- Šentrupert Location in Slovenia
- Coordinates: 46°10′2.71″N 15°21′23.44″E﻿ / ﻿46.1674194°N 15.3565111°E
- Country: Slovenia
- Traditional region: Styria
- Statistical region: Savinja
- Municipality: Laško

Area
- • Total: 5.79 km^{2} (2.24 sq mi)
- Elevation: 491.5 m (1,612.5 ft)

Population (2002)
- • Total: 361

= Šentrupert, Laško =

Šentrupert (/sl/) is a settlement in the Municipality of Laško in eastern Slovenia. The area is part of the traditional region of Styria.
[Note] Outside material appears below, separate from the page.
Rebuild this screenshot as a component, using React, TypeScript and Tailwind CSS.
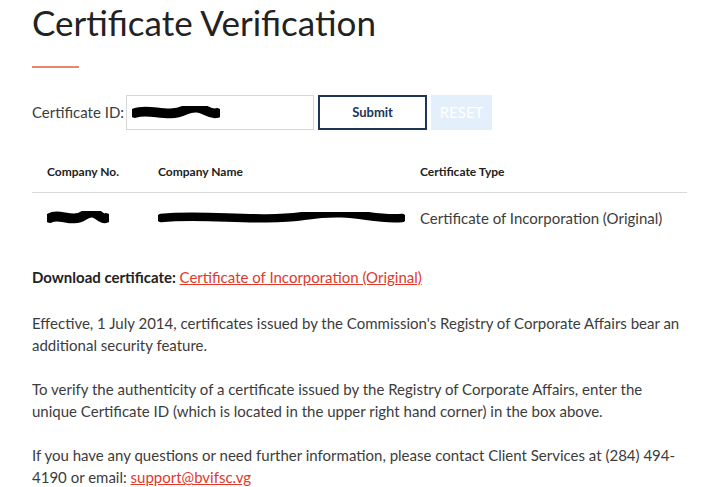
import React from "react";

function Scribble({ w, h }: { w: number; h: number }) {
  return (
    <svg width={w} height={h} viewBox={`0 0 ${w} ${h}`} className="block">
      <path
        d={`M3 ${h / 2} C ${w * 0.2} ${h * 0.1}, ${w * 0.4} ${h * 0.9}, ${w * 0.6} ${h * 0.3} S ${w * 0.85} ${h * 0.7}, ${w - 3} ${h / 2}`}
        stroke="#000"
        strokeWidth={h * 0.7}
        strokeLinecap="round"
        fill="none"
      />
    </svg>
  );
}

export default function App() {
  return (
    <div className="min-h-[487px] w-[710px] bg-white pl-8 pr-[23px] text-[#3c3c3c] font-['Lato',sans-serif]">
      <h1 className="text-[35px] leading-[44px] font-normal text-[#222]">
        Certificate Verification
      </h1>
      <div className="mt-[22px] h-[2px] w-[47px] bg-[#e8866f]" />

      <div className="mt-[27px] flex items-center h-[35px]">
        <label className="text-[15px] mr-[2px]">Certificate ID:</label>
        <div className="flex h-[35px] w-[188px] items-center border border-[#d6d6d6] pl-[5px]">
          <Scribble w={88} h={14} />
        </div>
        <button className="ml-[4px] h-[35px] w-[109px] border-2 border-[#1d3557] text-[13px] font-bold text-[#1d3557]">
          Submit
        </button>
        <button className="ml-[4px] h-[35px] w-[61px] bg-[#e4effc] text-[15px] text-white">
          RESET
        </button>
      </div>

      <div className="mt-[21px]">
        <div className="grid grid-cols-[126px_262px_1fr] h-[42px] items-center border-b border-[#d9d9d9] text-[12px] font-bold text-[#222]">
          <div className="pl-[15px]">Company No.</div>
          <div>Company Name</div>
          <div>Certificate Type</div>
        </div>
        <div className="grid grid-cols-[126px_262px_1fr] h-[50px] items-center text-[15px]">
          <div className="pl-[15px]">
            <Scribble w={62} h={14} />
          </div>
          <div>
            <Scribble w={247} h={12} />
          </div>
          <div>Certificate of Incorporation (Original)</div>
        </div>
      </div>

      <p className="mt-[23px] text-[15px] leading-[22px]">
        <span className="font-bold text-[#222]">Download certificate: </span>
        <a href="#" className="text-[#e2392a] underline">
          Certificate of Incorporation (Original)
        </a>
      </p>

      <div className="mt-[24px] space-y-[22px] text-[15px] leading-[22px]">
        <p>
          Effective, 1 July 2014, certificates issued by the Commission's Registry of
          Corporate Affairs bear an additional security feature.
        </p>
        <p>
          To verify the authenticity of a certificate issued by the Registry of Corporate
          Affairs, enter the unique Certificate ID (which is located in the upper right
          hand corner) in the box above.
        </p>
        <p>
          If you have any questions or need further information, please contact Client
          Services at (284) 494-4190 or email:{" "}
          <a href="#" className="text-[#e2392a] underline">
            support@bvifsc.vg
          </a>
        </p>
      </div>
    </div>
  );
}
It is now included with the rest of the municipality in the Savinja Statistical Region.

==Name==
The name of the settlement was changed from Sveti Rupert (literally, 'Saint Rupert') to Breze (literally, 'birches') in 1952. The name was changed on the basis of the 1948 Law on Names of Settlements and Designations of Squares, Streets, and Buildings as part of efforts by Slovenia's postwar communist government to remove religious elements from toponyms. The name Sveti Rupert was restored in a contracted form in 1994 as Šentrupert.

==Church==
The local parish church, from which the settlement gets its name, is dedicated to Saint Rupert and belongs to the Roman Catholic Diocese of Celje. It dates to the 16th century.